Q : On a vu ce week-end que globalement l’Europe, alors la zone euro, l’Europe, l’Allemagne en particulier, était la première cible de la guerre commerciale que veut déclencher Donald Trump, comment est-ce que vous regardez ça?
R : C’est le risque majeur aujourd’hui, c’est vrai … Les premiers à souffrir ça sera les travailleurs américains, c’est eux qui vont perdre leurs emplois. Et éventuellement dans le reste du monde en fonction de la manière dont l’Europe, le Japon, la Chine, réagiront. Donc c’est potentiellement un choc négatif pour l’économie mondiale.

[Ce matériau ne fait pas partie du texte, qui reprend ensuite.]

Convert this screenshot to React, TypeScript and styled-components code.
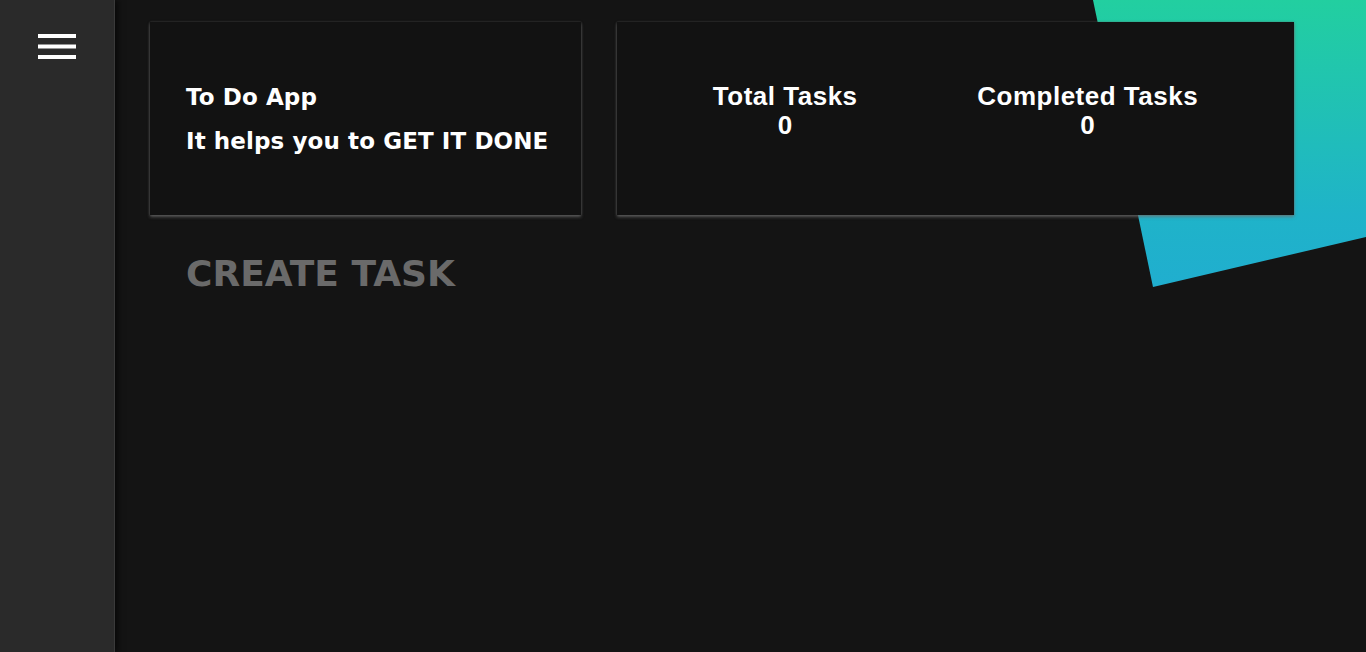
import styled, { createGlobalStyle } from 'styled-components';

const GlobalStyle = createGlobalStyle`
  html, body {
    margin: 0;
    padding: 0;
    background: #141414;
    font-family: 'DejaVu Sans', 'Liberation Sans', sans-serif;
    overflow: hidden;
  }
`;

const stats = [
  { label: 'Total Tasks', value: 0 },
  { label: 'Completed Tasks', value: 0 },
];

const App = () => {
  return (
    <Layout>
      <GlobalStyle />
      <Sidebar>
        <MenuButton aria-label="menu">
          <svg width="38" height="28" viewBox="0 0 38 28">
            <rect x="0" y="1" width="38" height="4" fill="#fff" />
            <rect x="0" y="11.5" width="38" height="4" fill="#fff" />
            <rect x="0" y="22" width="38" height="4" fill="#fff" />
          </svg>
        </MenuButton>
      </Sidebar>

      <Main>
        <Decoration />
        <CardRow>
          <IntroCard>
            <CardLine>To Do App</CardLine>
            <CardLine>It helps you to GET IT DONE</CardLine>
          </IntroCard>
          <StatsCard>
            {stats.map((s) => (
              <Stat key={s.label}>
                <StatText>{s.label}</StatText>
                <StatText>{s.value}</StatText>
              </Stat>
            ))}
          </StatsCard>
        </CardRow>
        <SectionTitle>CREATE TASK</SectionTitle>
      </Main>
    </Layout>
  );
};

export default App;

// ---------- styles ----------

const Layout = styled.div`
  display: flex;
  height: 100vh;
  overflow: hidden;
`;

const Sidebar = styled.aside`
  width: 115px;
  flex-shrink: 0;
  background: #2a2a2a;
  border-right: 1px solid #3a3a3a;
  box-shadow: 3px 0 6px rgba(0, 0, 0, 0.6);
  position: relative;
  z-index: 2;
  display: flex;
  justify-content: center;
  align-items: flex-start;
  padding-top: 33px;
  box-sizing: border-box;
`;

const MenuButton = styled.button`
  background: none;
  border: none;
  padding: 0;
  cursor: pointer;
  svg {
    display: block;
  }
`;

const Main = styled.main`
  flex: 1;
  position: relative;
  padding: 22px 0 0 35px;
`;

const Decoration = styled.div`
  position: absolute;
  top: 0;
  right: 0;
  width: 273px;
  height: 287px;
  background: linear-gradient(180deg, #22cfa0 0%, #1fb3c9 75%, #20aecf 100%);
  clip-path: polygon(0 0, 100% 0, 100% 237px, 60px 100%);
`;

const CardRow = styled.div`
  position: relative;
  display: flex;
  gap: 36px;
`;

const Card = styled.section`
  height: 193px;
  box-sizing: border-box;
  background: #121212;
  box-shadow: 0 2px 3px rgba(110, 110, 110, 0.7), 0 0 2px rgba(90, 90, 90, 0.6);
`;

const IntroCard = styled(Card)`
  width: 431px;
  padding: 0 36px;
  display: flex;
  flex-direction: column;
  justify-content: center;
  gap: 14px;
`;

const CardLine = styled.h2`
  margin: 0;
  font-size: 23px;
  line-height: 30px;
  font-weight: 700;
  letter-spacing: 0.1px;
  color: #fff;
  white-space: nowrap;
`;

const StatsCard = styled(Card)`
  width: 677px;
  padding: 60px 36px 0;
  display: flex;
  justify-content: space-around;
  align-items: flex-start;
`;

const Stat = styled.div`
  display: flex;
  flex-direction: column;
  align-items: center;
`;

const StatText = styled.span`
  font-family: 'Liberation Sans', sans-serif;
  font-size: 26px;
  line-height: 29px;
  font-weight: 700;
  letter-spacing: 0.5px;
  color: #fff;
`;

const SectionTitle = styled.h1`
  position: relative;
  margin: 37px 0 0 36px;
  font-size: 36px;
  line-height: 43px;
  font-weight: 800;
  color: #6a6a6a;
`;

Q : Vous refusez de surenchère dans le vocabulaire avec Donald Trump parce que on ne sait pas où ça peut nous mener …
R : Les États-Unis sont nos alliés.
Q : Avez le sentiment que la Banque centrale européenne a sauvé l’euro depuis 2012 Benoît Coeuré?
R : La Banque centrale européenne a fait tout ce qu’elle pouvait faire dans le cadre d’un mandat qui était étroit. Et dans le cadre de ce mandat, on a préservé le fonctionnement de la zone euro, on a fait face à la spéculation, on a donné un coup de pouce qui permettait de recréer de la croissance et de ramener l’inflation vers 2 %. Et cela, on l’a fait au moment où on le pouvait, dans le cadre du mandat que nous avaient confié les citoyens européens.

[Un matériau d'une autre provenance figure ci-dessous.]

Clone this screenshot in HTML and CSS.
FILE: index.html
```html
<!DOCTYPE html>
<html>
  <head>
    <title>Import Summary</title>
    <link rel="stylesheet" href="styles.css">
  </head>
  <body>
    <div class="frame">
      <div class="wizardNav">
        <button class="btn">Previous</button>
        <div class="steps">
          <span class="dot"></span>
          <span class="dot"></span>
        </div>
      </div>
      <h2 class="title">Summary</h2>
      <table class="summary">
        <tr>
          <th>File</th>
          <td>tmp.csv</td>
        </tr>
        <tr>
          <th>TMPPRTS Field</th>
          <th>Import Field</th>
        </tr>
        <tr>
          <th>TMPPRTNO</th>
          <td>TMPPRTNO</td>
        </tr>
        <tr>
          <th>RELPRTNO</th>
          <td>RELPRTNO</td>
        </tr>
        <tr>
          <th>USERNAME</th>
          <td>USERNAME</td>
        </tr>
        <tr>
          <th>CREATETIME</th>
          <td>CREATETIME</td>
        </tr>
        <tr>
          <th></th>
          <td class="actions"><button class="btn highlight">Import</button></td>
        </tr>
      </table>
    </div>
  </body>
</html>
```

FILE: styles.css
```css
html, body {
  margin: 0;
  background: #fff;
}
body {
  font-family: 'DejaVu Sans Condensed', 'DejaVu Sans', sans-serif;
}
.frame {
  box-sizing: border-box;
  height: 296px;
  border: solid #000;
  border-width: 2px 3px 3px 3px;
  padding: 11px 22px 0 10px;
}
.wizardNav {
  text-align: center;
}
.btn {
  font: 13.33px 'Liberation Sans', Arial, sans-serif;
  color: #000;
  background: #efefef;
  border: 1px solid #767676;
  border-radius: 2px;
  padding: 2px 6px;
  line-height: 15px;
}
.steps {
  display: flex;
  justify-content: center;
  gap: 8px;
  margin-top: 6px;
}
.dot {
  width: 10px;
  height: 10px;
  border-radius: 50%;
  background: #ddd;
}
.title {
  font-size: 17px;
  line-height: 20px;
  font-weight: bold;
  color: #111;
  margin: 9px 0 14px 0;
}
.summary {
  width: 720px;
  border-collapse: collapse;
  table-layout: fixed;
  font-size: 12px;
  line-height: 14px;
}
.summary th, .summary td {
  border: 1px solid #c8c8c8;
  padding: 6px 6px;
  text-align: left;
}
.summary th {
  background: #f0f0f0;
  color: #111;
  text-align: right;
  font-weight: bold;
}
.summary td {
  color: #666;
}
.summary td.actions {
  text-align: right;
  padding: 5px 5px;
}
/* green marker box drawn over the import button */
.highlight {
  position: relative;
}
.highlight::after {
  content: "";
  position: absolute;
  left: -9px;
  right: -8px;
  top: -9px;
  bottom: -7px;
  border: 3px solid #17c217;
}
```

Quelques propositions ‘unplugged’ proposées dans ce blog; les liens renvoient aux billets correspondants:
- La croissance n’est ni robuste, ni saine ou large. L’inflation n’est pas au rendez-vous et ne le sera probablement pas, ce qui n’est d’ailleurs pas un problème dans un environnement de contraction de crédit.
- Coeuré a raison : la croissance dépend encore trop de la taille des bilans des banques centrales et des conditions monétaires. Formulé différemment, on n’a toujours pas trouvé de transition économique moins gourmande en crédit.
- La guerre commerciale ‘à la Trump’ n’est pas un choc mais le résultat d’un long processus de tensions sociales lié à la concentration de richesse, à la précarisation de l’emploi et à la perception d’une croissance bien moins robuste, saine et large que les agrégats ne le laissent entendre. Cela touche autant les Etats-Unis, l’Europe que le reste du monde. C’est bien évidemment lié aux conditions de crédit et aux taux d’intérêt, et plus largement aux conséquences de la crise financière. Les banques centrales ont une part importante de responsabilité qu’elles peinent à reconnaître, surtout en fin de mandat. A leur décharge elles ne sont pas les seules.
- Les tensions sociales s’opposent naturellement aux politiques monétaires, notamment à leurs effets secondaires en matière de concentration de richesse.
- La nouveauté est que les tensions sociales échappent aujourd’hui à toute forme de planification publique. Dans ce sens, on peut faire une lecture macro des tensions sociales que ce blog développe de longue date.
- Dans un système populiste précisément, les Etats-Unis ne sont pas les alliés de l’Europe, pas plus que la Chine, le Japon ou l’Angleterre. La question qui se pose est celle d’un ordre collaboratif et libéral fondé sur autre chose que ce qui a été mis en place ces 30 dernières années. Une approche collaborative est bien évidemment souhaitable.
- Le mandat de la BCE n’est pas / n’était pas étroit. La BCE a dû gérer dans l’urgence des carences structurelles de la zone euro qui ne sont toujours pas réglées : budget, système bancaire, stabilité financière, … , en prenant des libertés considérables à presque tous les niveaux …
- … dont les effets de gouvernance ne seront pleinement perceptibles que dans la plus longue durée.